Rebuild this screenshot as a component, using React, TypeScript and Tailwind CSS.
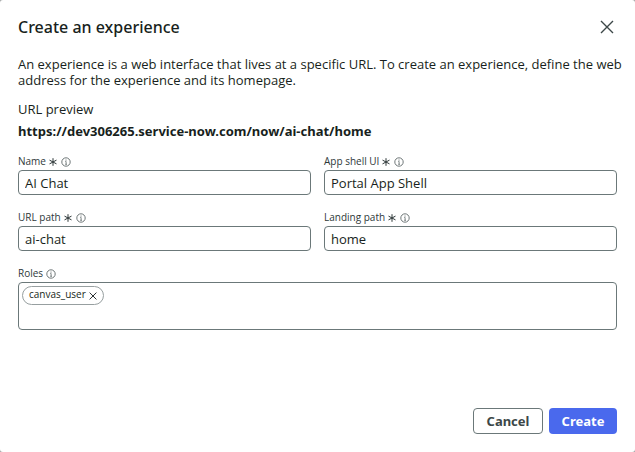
import React from "react";

const InfoIcon = () => (
  <svg viewBox="0 0 10 10" className="size-[10px] shrink-0" fill="none" stroke="#4b5657" aria-hidden="true">
    <circle cx="5" cy="5" r="4.2" strokeWidth="0.8" />
    <path d="M4.3 4.5H5.1V7.3M4.2 7.3H6" strokeWidth="0.7" />
    <circle cx="5" cy="3" r="0.55" fill="#4b5657" stroke="none" />
  </svg>
);

const RequiredIcon = () => (
  <svg viewBox="0 0 8 8" className="mt-px size-2 shrink-0" fill="none" stroke="#2e3839" strokeWidth="1" aria-hidden="true">
    <path d="M4 0.2V7.8M0.5 2.1L7.5 5.9M7.5 2.1L0.5 5.9" />
  </svg>
);

const CloseIcon = ({ className }: { className: string }) => (
  <svg viewBox="0 0 14 14" className={className} fill="none" stroke="currentColor" aria-hidden="true">
    <path d="M1 1L13 13M13 1L1 13" />
  </svg>
);

type FieldLabelProps = {
  id: string;
  label: string;
  required?: boolean;
};

const FieldLabel = ({ id, label, required }: FieldLabelProps) => (
  <div className="mb-[3px] flex h-3 items-center gap-1">
    <label htmlFor={id} className="-mr-px text-[10px] leading-3 text-[#2e3839]">
      {label}
    </label>
    {required && <RequiredIcon />}
    <button type="button" aria-label={`About ${label}`} className="mt-px">
      <InfoIcon />
    </button>
  </div>
);

const fields = [
  { id: "name", label: "Name", value: "AI Chat" },
  { id: "app-shell", label: "App shell UI", value: "Portal App Shell" },
  { id: "url-path", label: "URL path", value: "ai-chat" },
  { id: "landing-path", label: "Landing path", value: "home" }
];

const App = () => {
  return (
    <div className="bg-[#a5a8a8] font-['Open_Sans','Noto_Sans',sans-serif] text-[13px] leading-4 text-[#181f20]">
      <form
        role="dialog"
        aria-labelledby="dialog-title"
        className="flex min-h-screen flex-col rounded-[3px] bg-white px-[18px] pt-[15px] pb-[18px]"
        onSubmit={(e) => e.preventDefault()}
      >
        <header className="flex items-center justify-between">
          <h1 id="dialog-title" className="font-['Noto_Sans',sans-serif] text-base leading-6 font-medium">
            Create an experience
          </h1>
          <button type="button" aria-label="Close" className="mr-[3px] text-[#3c4748]">
            <CloseIcon className="size-[14px] stroke-[1.4]" />
          </button>
        </header>

        <p className="-mr-2 mt-[17px]">
          An experience is a web interface that lives at a specific URL. To create an experience, define the web
          address for the experience and its homepage.
        </p>

        <p className="mt-[13px]">URL preview</p>
        <p className="mt-[6px] font-['Noto_Sans',sans-serif] font-bold">
          https://dev306265.service-now.com/now/ai-chat/home
        </p>

        <div className="mt-4 grid grid-cols-2 gap-x-[13px] gap-y-4">
          {fields.map((field) => (
            <div key={field.id}>
              <FieldLabel id={field.id} label={field.label} required />
              <input
                id={field.id}
                type="text"
                required
                defaultValue={field.value}
                className="block h-[25px] w-full rounded border border-[#6b7879] px-[6px]"
              />
            </div>
          ))}
        </div>

        <div className="mt-4">
          <FieldLabel id="roles" label="Roles" />
          <div className="flex h-12 items-start rounded border border-[#6b7879] p-[3px]">
            <span className="flex h-[19px] items-center gap-[3px] rounded-full border border-[#979fa0] px-[6px] text-[10px] leading-3">
              <span className="pb-[3px]">canvas_user</span>
              <button type="button" aria-label="Remove canvas_user" className="mt-px">
                <CloseIcon className="size-2 stroke-[1.6]" />
              </button>
            </span>
            <input id="roles" type="text" className="ml-2 min-w-0 flex-1 outline-none" />
          </div>
        </div>

        <footer className="mt-auto flex justify-end gap-[6px] font-['Noto_Sans',sans-serif] font-bold">
          <button type="button" className="h-[26px] min-w-[70px] rounded border border-[#6b7879] px-3 text-[#3c4748]">
            Cancel
          </button>
          <button type="submit" className="h-[26px] min-w-[68px] rounded bg-[#4a69ed] px-3 text-white">
            Create
          </button>
        </footer>
      </form>
    </div>
  );
};

export default App;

#### EXERCISE BRIEF:
Quote the material word for word, dropping any images it holds.

#### RESPONSE BELOW:
Rebuild this screenshot as a component, using React, TypeScript and Tailwind CSS.
import React from "react";

const InfoIcon = () => (
  <svg viewBox="0 0 10 10" className="size-[10px] shrink-0" fill="none" stroke="#4b5657" aria-hidden="true">
    <circle cx="5" cy="5" r="4.2" strokeWidth="0.8" />
    <path d="M4.3 4.5H5.1V7.3M4.2 7.3H6" strokeWidth="0.7" />
    <circle cx="5" cy="3" r="0.55" fill="#4b5657" stroke="none" />
  </svg>
);

const RequiredIcon = () => (
  <svg viewBox="0 0 8 8" className="mt-px size-2 shrink-0" fill="none" stroke="#2e3839" strokeWidth="1" aria-hidden="true">
    <path d="M4 0.2V7.8M0.5 2.1L7.5 5.9M7.5 2.1L0.5 5.9" />
  </svg>
);

const CloseIcon = ({ className }: { className: string }) => (
  <svg viewBox="0 0 14 14" className={className} fill="none" stroke="currentColor" aria-hidden="true">
    <path d="M1 1L13 13M13 1L1 13" />
  </svg>
);

type FieldLabelProps = {
  id: string;
  label: string;
  required?: boolean;
};

const FieldLabel = ({ id, label, required }: FieldLabelProps) => (
  <div className="mb-[3px] flex h-3 items-center gap-1">
    <label htmlFor={id} className="-mr-px text-[10px] leading-3 text-[#2e3839]">
      {label}
    </label>
    {required && <RequiredIcon />}
    <button type="button" aria-label={`About ${label}`} className="mt-px">
      <InfoIcon />
    </button>
  </div>
);

const fields = [
  { id: "name", label: "Name", value: "AI Chat" },
  { id: "app-shell", label: "App shell UI", value: "Portal App Shell" },
  { id: "url-path", label: "URL path", value: "ai-chat" },
  { id: "landing-path", label: "Landing path", value: "home" }
];

const App = () => {
  return (
    <div className="bg-[#a5a8a8] font-['Open_Sans','Noto_Sans',sans-serif] text-[13px] leading-4 text-[#181f20]">
      <form
        role="dialog"
        aria-labelledby="dialog-title"
        className="flex min-h-screen flex-col rounded-[3px] bg-white px-[18px] pt-[15px] pb-[18px]"
        onSubmit={(e) => e.preventDefault()}
      >
        <header className="flex items-center justify-between">
          <h1 id="dialog-title" className="font-['Noto_Sans',sans-serif] text-base leading-6 font-medium">
            Create an experience
          </h1>
          <button type="button" aria-label="Close" className="mr-[3px] text-[#3c4748]">
            <CloseIcon className="size-[14px] stroke-[1.4]" />
          </button>
        </header>

        <p className="-mr-2 mt-[17px]">
          An experience is a web interface that lives at a specific URL. To create an experience, define the web
          address for the experience and its homepage.
        </p>

        <p className="mt-[13px]">URL preview</p>
        <p className="mt-[6px] font-['Noto_Sans',sans-serif] font-bold">
          https://dev306265.service-now.com/now/ai-chat/home
        </p>

        <div className="mt-4 grid grid-cols-2 gap-x-[13px] gap-y-4">
          {fields.map((field) => (
            <div key={field.id}>
              <FieldLabel id={field.id} label={field.label} required />
              <input
                id={field.id}
                type="text"
                required
                defaultValue={field.value}
                className="block h-[25px] w-full rounded border border-[#6b7879] px-[6px]"
              />
            </div>
          ))}
        </div>

        <div className="mt-4">
          <FieldLabel id="roles" label="Roles" />
          <div className="flex h-12 items-start rounded border border-[#6b7879] p-[3px]">
            <span className="flex h-[19px] items-center gap-[3px] rounded-full border border-[#979fa0] px-[6px] text-[10px] leading-3">
              <span className="pb-[3px]">canvas_user</span>
              <button type="button" aria-label="Remove canvas_user" className="mt-px">
                <CloseIcon className="size-2 stroke-[1.6]" />
              </button>
            </span>
            <input id="roles" type="text" className="ml-2 min-w-0 flex-1 outline-none" />
          </div>
        </div>

        <footer className="mt-auto flex justify-end gap-[6px] font-['Noto_Sans',sans-serif] font-bold">
          <button type="button" className="h-[26px] min-w-[70px] rounded border border-[#6b7879] px-3 text-[#3c4748]">
            Cancel
          </button>
          <button type="submit" className="h-[26px] min-w-[68px] rounded bg-[#4a69ed] px-3 text-white">
            Create
          </button>
        </footer>
      </form>
    </div>
  );
};

export default App;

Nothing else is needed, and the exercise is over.